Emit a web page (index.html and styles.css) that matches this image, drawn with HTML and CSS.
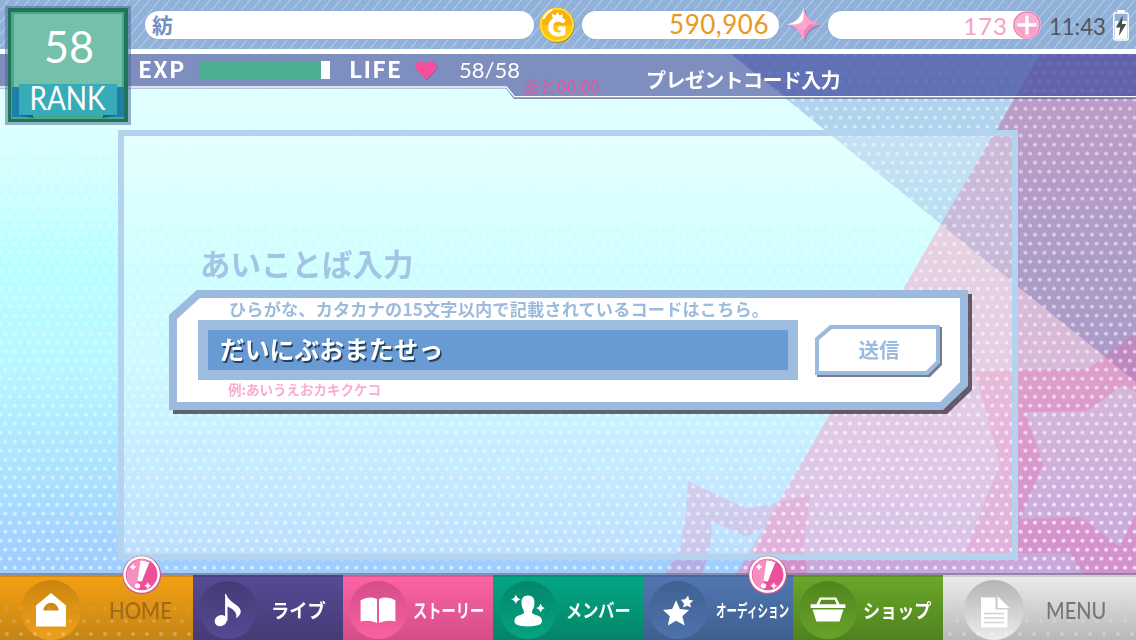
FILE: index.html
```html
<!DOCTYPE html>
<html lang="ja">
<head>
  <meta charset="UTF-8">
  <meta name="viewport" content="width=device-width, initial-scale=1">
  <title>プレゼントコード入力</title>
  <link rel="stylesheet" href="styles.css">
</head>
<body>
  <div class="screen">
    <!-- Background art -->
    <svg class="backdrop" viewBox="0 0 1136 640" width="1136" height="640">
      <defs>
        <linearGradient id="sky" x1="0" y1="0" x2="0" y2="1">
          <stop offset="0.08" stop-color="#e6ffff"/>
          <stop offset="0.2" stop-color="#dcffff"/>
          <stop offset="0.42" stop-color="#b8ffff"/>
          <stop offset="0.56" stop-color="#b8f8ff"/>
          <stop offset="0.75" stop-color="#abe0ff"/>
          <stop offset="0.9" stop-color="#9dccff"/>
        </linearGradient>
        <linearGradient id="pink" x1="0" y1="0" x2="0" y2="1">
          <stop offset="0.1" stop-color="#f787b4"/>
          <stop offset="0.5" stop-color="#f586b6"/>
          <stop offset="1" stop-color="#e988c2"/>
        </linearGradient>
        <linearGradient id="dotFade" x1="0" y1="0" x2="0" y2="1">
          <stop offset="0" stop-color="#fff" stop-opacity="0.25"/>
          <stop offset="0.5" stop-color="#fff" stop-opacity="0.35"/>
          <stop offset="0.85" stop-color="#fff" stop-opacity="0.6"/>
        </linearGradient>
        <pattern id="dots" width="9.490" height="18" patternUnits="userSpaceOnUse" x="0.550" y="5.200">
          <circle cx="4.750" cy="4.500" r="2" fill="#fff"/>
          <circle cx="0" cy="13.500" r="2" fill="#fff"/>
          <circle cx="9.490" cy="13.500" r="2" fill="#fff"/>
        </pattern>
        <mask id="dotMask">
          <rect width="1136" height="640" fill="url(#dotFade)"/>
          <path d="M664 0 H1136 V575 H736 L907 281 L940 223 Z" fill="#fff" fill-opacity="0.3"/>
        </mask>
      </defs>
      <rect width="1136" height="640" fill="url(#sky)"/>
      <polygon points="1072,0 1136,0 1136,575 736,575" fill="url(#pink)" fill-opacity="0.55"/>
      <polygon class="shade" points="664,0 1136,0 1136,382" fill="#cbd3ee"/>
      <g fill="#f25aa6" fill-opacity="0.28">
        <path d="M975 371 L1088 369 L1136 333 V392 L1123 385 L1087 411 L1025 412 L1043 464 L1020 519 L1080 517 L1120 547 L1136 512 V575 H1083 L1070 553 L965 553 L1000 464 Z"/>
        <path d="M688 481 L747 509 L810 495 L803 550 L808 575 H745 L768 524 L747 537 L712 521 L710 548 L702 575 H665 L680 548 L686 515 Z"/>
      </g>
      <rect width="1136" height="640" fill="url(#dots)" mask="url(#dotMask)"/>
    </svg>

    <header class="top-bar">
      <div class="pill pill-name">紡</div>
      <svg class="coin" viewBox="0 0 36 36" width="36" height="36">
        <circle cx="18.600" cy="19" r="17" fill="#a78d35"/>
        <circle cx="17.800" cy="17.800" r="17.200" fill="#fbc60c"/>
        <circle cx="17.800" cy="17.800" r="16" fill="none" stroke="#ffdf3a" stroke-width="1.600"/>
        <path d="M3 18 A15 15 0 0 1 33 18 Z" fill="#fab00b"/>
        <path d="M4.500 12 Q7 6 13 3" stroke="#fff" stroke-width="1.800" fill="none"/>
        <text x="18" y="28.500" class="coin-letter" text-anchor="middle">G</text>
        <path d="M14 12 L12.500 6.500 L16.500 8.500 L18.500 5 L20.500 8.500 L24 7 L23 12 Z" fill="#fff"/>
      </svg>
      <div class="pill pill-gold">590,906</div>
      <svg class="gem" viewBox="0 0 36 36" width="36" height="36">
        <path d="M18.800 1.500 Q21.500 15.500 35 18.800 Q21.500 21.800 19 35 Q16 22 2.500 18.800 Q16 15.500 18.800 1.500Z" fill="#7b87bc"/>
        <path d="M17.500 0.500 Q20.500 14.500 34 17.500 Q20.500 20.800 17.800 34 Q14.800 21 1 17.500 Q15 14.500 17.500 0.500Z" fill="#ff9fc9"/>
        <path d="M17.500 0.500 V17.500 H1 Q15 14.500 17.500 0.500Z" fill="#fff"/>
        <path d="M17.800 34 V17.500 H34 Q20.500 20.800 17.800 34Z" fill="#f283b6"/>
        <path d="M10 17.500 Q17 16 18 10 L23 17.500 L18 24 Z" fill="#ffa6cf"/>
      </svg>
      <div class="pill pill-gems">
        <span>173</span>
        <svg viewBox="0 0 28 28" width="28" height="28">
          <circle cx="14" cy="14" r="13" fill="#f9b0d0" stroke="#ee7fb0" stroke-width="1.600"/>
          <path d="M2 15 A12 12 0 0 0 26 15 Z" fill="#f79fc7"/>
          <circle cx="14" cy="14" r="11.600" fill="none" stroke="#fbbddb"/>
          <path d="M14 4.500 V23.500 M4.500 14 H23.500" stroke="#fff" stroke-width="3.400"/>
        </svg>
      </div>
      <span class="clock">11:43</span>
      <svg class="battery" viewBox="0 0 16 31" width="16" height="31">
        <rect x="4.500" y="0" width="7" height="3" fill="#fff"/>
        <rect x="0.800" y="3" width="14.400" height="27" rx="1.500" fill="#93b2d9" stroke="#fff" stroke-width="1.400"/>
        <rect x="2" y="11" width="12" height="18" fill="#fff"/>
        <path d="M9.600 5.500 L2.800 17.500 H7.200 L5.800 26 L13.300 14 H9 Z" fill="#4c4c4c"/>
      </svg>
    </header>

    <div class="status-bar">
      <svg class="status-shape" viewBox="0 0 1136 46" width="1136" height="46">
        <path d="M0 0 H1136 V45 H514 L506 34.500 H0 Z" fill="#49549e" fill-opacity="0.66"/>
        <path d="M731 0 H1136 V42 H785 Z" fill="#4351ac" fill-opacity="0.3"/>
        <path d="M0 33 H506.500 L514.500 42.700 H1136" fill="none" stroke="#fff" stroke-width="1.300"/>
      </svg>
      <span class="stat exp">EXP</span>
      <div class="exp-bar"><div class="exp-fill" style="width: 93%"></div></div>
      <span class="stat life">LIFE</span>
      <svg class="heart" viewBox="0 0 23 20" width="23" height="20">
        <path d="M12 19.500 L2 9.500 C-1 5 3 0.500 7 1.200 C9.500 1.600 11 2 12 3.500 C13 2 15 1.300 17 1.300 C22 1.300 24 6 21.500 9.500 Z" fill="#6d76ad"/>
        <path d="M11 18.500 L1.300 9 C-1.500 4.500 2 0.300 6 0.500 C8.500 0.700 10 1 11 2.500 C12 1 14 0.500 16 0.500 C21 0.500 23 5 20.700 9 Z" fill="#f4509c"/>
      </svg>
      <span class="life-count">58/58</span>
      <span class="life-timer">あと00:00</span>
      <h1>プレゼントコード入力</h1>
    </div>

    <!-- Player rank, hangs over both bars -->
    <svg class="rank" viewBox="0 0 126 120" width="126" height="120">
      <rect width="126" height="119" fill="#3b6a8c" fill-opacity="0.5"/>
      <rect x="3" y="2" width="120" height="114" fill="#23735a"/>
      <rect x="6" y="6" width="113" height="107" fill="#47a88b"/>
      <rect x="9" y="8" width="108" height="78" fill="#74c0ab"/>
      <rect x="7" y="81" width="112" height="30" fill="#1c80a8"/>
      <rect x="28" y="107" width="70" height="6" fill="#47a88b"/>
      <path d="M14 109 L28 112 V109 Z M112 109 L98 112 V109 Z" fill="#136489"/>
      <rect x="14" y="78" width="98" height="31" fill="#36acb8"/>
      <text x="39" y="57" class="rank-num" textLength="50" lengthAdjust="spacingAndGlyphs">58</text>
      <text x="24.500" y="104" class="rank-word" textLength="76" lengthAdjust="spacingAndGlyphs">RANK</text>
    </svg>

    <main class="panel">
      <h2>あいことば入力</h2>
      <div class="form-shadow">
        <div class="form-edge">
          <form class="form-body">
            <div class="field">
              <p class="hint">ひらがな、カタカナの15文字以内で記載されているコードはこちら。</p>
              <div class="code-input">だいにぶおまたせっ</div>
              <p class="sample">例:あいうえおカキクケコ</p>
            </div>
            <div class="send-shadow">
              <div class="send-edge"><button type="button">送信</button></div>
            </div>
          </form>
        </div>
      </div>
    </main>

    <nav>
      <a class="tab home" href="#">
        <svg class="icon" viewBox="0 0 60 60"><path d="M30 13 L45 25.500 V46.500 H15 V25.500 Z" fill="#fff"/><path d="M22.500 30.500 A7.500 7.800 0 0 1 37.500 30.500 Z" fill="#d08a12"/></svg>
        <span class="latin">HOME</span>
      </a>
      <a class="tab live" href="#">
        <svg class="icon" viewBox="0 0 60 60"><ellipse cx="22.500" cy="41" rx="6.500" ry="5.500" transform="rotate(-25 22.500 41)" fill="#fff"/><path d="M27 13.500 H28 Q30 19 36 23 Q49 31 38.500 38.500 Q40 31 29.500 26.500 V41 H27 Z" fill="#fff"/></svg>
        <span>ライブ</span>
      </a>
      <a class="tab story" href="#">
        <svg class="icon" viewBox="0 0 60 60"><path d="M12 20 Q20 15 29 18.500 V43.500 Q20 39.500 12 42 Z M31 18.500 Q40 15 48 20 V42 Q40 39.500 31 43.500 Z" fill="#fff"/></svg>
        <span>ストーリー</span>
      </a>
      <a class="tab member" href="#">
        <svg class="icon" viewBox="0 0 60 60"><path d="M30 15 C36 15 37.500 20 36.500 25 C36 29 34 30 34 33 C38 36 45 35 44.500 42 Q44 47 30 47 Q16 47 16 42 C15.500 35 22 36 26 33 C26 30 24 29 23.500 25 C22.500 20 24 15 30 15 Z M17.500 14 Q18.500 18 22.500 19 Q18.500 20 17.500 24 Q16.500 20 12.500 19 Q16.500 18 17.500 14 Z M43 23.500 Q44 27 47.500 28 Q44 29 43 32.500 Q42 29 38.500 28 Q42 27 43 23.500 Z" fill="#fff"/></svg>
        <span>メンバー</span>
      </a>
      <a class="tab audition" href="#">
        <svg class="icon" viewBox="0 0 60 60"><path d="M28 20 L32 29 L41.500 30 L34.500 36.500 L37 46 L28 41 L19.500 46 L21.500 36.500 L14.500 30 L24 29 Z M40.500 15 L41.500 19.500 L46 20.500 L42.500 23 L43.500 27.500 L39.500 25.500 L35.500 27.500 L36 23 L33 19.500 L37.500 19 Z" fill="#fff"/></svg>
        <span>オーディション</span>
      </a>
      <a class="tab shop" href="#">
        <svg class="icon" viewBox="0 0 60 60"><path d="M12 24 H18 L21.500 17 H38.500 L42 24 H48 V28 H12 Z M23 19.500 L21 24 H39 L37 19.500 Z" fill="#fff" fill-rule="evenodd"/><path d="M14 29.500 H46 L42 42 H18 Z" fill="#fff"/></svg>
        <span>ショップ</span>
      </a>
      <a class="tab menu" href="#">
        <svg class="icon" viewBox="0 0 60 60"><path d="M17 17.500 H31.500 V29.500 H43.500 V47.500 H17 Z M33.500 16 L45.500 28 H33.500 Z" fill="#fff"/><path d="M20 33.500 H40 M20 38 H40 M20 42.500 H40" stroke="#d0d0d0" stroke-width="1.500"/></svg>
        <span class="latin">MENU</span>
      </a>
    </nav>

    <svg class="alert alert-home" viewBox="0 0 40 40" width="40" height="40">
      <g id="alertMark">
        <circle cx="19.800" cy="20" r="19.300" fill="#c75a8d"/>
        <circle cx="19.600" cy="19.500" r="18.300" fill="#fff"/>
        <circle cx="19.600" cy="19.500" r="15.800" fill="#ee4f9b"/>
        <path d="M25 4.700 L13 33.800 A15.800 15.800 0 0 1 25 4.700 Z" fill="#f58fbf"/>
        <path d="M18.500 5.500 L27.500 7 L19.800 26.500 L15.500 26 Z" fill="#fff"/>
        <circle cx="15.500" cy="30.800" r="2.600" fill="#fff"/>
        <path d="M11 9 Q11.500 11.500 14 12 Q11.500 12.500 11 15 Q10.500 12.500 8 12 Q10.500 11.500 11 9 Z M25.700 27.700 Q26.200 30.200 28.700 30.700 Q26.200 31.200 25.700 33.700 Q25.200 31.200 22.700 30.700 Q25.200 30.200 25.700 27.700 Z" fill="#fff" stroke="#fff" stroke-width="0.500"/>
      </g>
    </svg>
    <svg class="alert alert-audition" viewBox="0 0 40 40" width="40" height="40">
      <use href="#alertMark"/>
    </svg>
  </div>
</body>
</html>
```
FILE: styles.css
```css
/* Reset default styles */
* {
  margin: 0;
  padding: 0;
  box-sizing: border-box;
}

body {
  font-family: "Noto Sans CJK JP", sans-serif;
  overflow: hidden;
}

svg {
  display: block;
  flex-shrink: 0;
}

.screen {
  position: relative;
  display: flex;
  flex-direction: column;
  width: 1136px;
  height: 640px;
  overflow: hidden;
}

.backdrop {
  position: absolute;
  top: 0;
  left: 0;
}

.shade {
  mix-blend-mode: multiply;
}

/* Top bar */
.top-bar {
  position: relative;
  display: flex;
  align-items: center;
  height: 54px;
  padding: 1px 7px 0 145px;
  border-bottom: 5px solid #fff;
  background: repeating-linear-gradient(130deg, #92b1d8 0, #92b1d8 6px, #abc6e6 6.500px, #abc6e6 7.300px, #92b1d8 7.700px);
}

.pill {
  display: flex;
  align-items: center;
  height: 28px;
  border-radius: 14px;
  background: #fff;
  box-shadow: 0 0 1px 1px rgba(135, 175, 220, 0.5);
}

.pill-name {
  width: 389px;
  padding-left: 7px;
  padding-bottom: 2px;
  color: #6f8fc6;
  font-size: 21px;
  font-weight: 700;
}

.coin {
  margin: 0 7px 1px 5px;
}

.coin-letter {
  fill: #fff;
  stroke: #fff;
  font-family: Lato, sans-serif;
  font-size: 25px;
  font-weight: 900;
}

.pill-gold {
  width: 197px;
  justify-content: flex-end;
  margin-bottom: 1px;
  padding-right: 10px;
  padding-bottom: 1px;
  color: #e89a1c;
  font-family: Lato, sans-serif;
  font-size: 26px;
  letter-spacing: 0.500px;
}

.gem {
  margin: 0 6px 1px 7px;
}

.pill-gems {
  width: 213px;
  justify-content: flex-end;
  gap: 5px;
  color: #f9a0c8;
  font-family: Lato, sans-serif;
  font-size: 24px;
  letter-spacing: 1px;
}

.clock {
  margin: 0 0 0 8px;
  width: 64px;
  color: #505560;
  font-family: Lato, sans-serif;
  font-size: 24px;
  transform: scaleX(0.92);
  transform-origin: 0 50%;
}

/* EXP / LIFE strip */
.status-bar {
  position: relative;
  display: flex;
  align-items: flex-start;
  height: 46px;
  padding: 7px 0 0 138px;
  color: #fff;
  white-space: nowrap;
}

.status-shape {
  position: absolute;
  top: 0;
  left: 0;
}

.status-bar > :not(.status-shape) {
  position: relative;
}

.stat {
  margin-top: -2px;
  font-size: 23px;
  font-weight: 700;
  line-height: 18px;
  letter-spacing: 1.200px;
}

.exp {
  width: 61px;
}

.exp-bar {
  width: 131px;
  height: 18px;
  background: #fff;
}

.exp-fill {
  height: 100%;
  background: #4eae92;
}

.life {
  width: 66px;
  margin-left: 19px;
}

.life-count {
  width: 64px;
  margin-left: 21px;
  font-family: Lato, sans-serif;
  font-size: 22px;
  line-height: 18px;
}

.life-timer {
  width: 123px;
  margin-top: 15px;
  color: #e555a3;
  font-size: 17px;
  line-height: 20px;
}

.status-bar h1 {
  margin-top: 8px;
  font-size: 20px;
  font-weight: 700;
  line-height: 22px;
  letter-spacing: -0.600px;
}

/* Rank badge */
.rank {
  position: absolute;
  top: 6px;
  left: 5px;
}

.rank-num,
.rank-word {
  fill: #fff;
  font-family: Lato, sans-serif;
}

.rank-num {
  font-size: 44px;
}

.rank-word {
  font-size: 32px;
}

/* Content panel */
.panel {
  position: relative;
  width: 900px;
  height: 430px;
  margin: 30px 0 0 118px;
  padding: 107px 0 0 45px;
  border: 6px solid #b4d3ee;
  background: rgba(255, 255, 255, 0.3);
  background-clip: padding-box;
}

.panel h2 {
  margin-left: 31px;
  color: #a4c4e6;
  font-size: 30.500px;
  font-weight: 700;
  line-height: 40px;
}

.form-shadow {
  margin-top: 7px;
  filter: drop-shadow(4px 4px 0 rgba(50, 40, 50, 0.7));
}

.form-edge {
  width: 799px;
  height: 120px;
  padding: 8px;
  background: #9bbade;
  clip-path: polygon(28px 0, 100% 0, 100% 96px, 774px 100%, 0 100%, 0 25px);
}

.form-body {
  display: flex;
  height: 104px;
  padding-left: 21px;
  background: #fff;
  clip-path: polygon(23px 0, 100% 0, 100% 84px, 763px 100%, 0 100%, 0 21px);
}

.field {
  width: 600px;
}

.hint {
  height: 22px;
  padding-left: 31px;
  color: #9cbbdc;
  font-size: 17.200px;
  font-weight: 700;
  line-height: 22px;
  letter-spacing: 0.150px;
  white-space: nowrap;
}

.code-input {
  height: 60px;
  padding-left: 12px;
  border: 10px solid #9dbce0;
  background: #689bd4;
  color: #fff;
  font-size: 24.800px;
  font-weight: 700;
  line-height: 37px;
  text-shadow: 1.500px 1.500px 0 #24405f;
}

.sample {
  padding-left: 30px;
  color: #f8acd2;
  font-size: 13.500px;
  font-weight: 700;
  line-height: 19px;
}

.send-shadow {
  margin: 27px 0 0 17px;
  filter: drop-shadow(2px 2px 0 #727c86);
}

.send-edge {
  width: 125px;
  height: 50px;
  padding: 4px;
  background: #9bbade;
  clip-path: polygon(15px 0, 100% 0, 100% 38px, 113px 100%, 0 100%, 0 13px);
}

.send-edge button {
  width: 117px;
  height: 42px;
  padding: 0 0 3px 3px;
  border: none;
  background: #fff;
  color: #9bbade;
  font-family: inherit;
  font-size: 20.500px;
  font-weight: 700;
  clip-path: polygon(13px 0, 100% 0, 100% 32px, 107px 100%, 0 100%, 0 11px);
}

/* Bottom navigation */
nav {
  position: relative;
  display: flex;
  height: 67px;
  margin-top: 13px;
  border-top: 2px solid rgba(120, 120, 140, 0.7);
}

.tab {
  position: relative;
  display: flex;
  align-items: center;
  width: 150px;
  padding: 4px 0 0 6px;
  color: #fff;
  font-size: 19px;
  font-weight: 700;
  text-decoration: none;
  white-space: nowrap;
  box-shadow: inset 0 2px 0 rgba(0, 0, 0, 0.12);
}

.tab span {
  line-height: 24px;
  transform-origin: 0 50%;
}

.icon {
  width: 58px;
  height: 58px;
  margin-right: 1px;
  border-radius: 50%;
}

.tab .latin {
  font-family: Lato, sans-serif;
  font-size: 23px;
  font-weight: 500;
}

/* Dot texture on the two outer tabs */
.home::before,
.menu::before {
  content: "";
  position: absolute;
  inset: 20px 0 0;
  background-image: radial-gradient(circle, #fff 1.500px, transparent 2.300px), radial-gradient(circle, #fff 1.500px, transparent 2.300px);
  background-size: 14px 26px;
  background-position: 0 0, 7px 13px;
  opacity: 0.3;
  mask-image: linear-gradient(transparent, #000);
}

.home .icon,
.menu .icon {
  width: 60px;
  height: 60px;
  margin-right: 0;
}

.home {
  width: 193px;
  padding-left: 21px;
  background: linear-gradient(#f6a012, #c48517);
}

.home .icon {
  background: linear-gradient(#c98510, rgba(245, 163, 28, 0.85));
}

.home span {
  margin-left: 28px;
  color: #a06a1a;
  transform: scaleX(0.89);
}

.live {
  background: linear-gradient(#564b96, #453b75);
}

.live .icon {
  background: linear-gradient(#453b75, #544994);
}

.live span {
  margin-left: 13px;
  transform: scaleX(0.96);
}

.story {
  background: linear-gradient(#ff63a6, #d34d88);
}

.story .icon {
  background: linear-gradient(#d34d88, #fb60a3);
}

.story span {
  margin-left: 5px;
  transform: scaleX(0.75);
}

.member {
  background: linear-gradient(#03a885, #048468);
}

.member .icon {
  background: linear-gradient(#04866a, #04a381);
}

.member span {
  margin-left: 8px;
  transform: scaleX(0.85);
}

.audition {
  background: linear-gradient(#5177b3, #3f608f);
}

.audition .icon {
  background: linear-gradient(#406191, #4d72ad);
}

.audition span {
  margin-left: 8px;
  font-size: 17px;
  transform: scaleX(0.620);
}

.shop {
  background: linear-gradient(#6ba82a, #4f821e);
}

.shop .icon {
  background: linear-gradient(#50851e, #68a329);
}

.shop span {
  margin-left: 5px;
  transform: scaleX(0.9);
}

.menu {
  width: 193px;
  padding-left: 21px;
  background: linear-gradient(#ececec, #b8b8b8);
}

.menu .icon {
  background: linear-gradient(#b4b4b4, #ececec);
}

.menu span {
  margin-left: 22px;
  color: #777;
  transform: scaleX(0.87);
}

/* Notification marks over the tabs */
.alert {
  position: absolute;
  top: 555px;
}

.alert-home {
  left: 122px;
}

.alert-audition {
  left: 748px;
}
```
************
§ **PROBLEM TO SOLVE**: Give nothing but the count of lines in the listing above that hold the string "index".

§ **SOLUTION TO THIS TASK**: 2